In Greek mythology, Asbolus (English translation: "sooty" or according to Dieter Koch, "carbon dust"[1]) was a centaur. He was a Seer,or an auger. He was a diviner who read omens in the flight of birds. He foresaw the Centaurs' battle against the Lapiths at Pirithous' wedding, and attempted to prevent them from attending. He failed.

The above is mentioned in Ovid's Metamorphosis,

"...Asbolus the prophet who had warned,

Though no one heard him, all his friends

To give way, not to fight[the Lapithae]. He cried to Nessus,

"You need not run; you shall be saved till that

Fine day Hercules' arrow strikes your back."—Ovid,The Metamorphoses, Book 12[2]

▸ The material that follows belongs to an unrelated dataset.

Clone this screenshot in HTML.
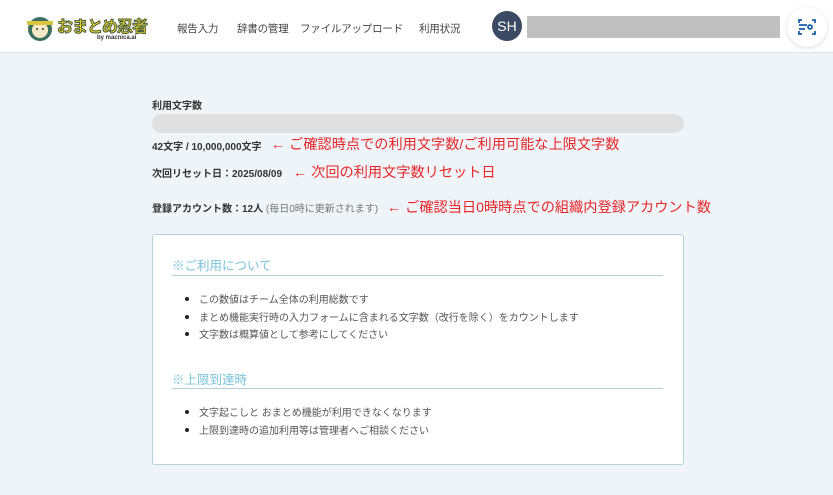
<!DOCTYPE html>
<html><head><meta charset="utf-8"><style>
*{margin:0;padding:0;box-sizing:border-box}
body{width:833px;height:495px;overflow:hidden;background:#eef4f7;font-family:"Liberation Sans","Noto Sans CJK JP",sans-serif;position:relative;color:#333}
.hdr{position:absolute;left:0;top:0;width:833px;height:53px;background:#fff;border-bottom:1px solid #dfe5e8}
.a{position:absolute;white-space:nowrap}
.nav{font-size:10.5px;color:#444;top:21px;letter-spacing:-0.2px}
.b{font-weight:bold;font-size:10px;color:#333}
.r{color:#e8262a;font-size:14.2px}
ul{position:absolute;list-style:none}
li{font-size:10px;color:#555;height:17.5px;position:relative;padding-left:27px}
li:before{content:"";position:absolute;left:13px;top:6px;width:4px;height:4px;border-radius:50%;background:#222}
.h{color:#79c2da;font-size:12.5px}
.ln{position:absolute;height:1px;background:#b7cfd8;left:172px;width:491px}
</style></head><body>
<div class="hdr"></div>
<svg class="a" style="left:24px;top:12px" width="32" height="32"><circle cx="16" cy="17" r="12" fill="#3d6e5e"/><circle cx="16" cy="18" r="8" fill="#f6e9c8"/><circle cx="13" cy="17" r="1" fill="#333"/><circle cx="19" cy="17" r="1" fill="#333"/><rect x="3" y="9" width="26" height="4" fill="#d9c53a"/></svg>
<div class="a" style="left:57px;top:13px;font-size:16px;font-weight:bold;color:#e6d52a;-webkit-text-stroke:1px #4b5d3a;letter-spacing:-1px">おまとめ忍者</div>
<div class="a" style="left:97px;top:35px;font-size:6px;font-weight:bold;color:#333">by macnica.ai</div>
<div class="a nav" style="left:177px">報告入力</div>
<div class="a nav" style="left:237px">辞書の管理</div>
<div class="a nav" style="left:300px">ファイルアップロード</div>
<div class="a nav" style="left:419px">利用状況</div>
<div class="a" style="left:492px;top:11px;width:30px;height:30px;border-radius:50%;background:#3a4a63;color:#fff;font-size:14px;line-height:30px;text-align:center">SH</div>
<div class="a" style="left:527px;top:16px;width:253px;height:22px;background:#c0c0c0"></div>
<div class="a" style="left:787px;top:7px;width:40px;height:40px;border-radius:50%;background:#fff;box-shadow:0 1px 4px rgba(0,0,0,.15)"></div>
<svg class="a" style="left:795px;top:15px" width="24" height="24" fill="none" stroke="#1a5fa8" stroke-width="1.8"><path d="M4 8V5h3M17 5h3v3M20 16v3h-3M7 19H4v-3"/><path d="M4 10h8M4 14h6"/><circle cx="15" cy="12" r="2"/></svg>
<div class="a b" style="left:152px;top:97px">利用文字数</div>
<div class="a" style="left:152px;top:114px;width:532px;height:19px;border-radius:10px;background:#e0e0e0"></div>
<div class="a b" style="left:152px;top:138px">42文字 / 10,000,000文字</div>
<div class="a r" style="left:271px;top:134px">← ご確認時点での利用文字数/ご利用可能な上限文字数</div>
<div class="a b" style="left:152px;top:165px">次回リセット日：2025/08/09</div>
<div class="a r" style="left:293px;top:162px">← 次回の利用文字数リセット日</div>
<div class="a b" style="left:152px;top:200px">登録アカウント数：12人 <span style="font-weight:normal;color:#777">(毎日0時に更新されます)</span></div>
<div class="a r" style="left:387px;top:197px">← ご確認当日0時時点での組織内登録アカウント数</div>
<div class="a" style="left:152px;top:234px;width:532px;height:231px;background:#fff;border:1px solid #b8d2dc;border-radius:3px"></div>
<div class="a h" style="left:172px;top:255px">※ご利用について</div>
<div class="ln" style="top:275px"></div>
<ul style="left:172px;top:291px"><li>この数値はチーム全体の利用総数です</li><li>まとめ機能実行時の入力フォームに含まれる文字数（改行を除く）をカウントします</li><li>文字数は概算値として参考にしてください</li></ul>
<div class="a h" style="left:172px;top:369px">※上限到達時</div>
<div class="ln" style="top:388px"></div>
<ul style="left:172px;top:404px"><li>文字起こしと おまとめ機能が利用できなくなります</li><li>上限到達時の追加利用等は管理者へご相談ください</li></ul>
</body></html>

He appears again when Heracles came to visit the centaur Pholus. Pholus opened a jug of wine for him which belonged to all the Centaurs; Asbolus saw Pholus do this and brought the other Centaurs, who, as it was proved by Pirithous' wedding, were unused to the drink. It resulted in a bloodbath in which Pholus and Chiron, as well as Nessus, met their deaths at Heracles' hands. It is said that Asbolus himself was crucified by Heracles' arrows.[3]

Asbolus' name was given to an outer-system asteroid of the Centaur class, whose orbits cross the orbits of the gas giants.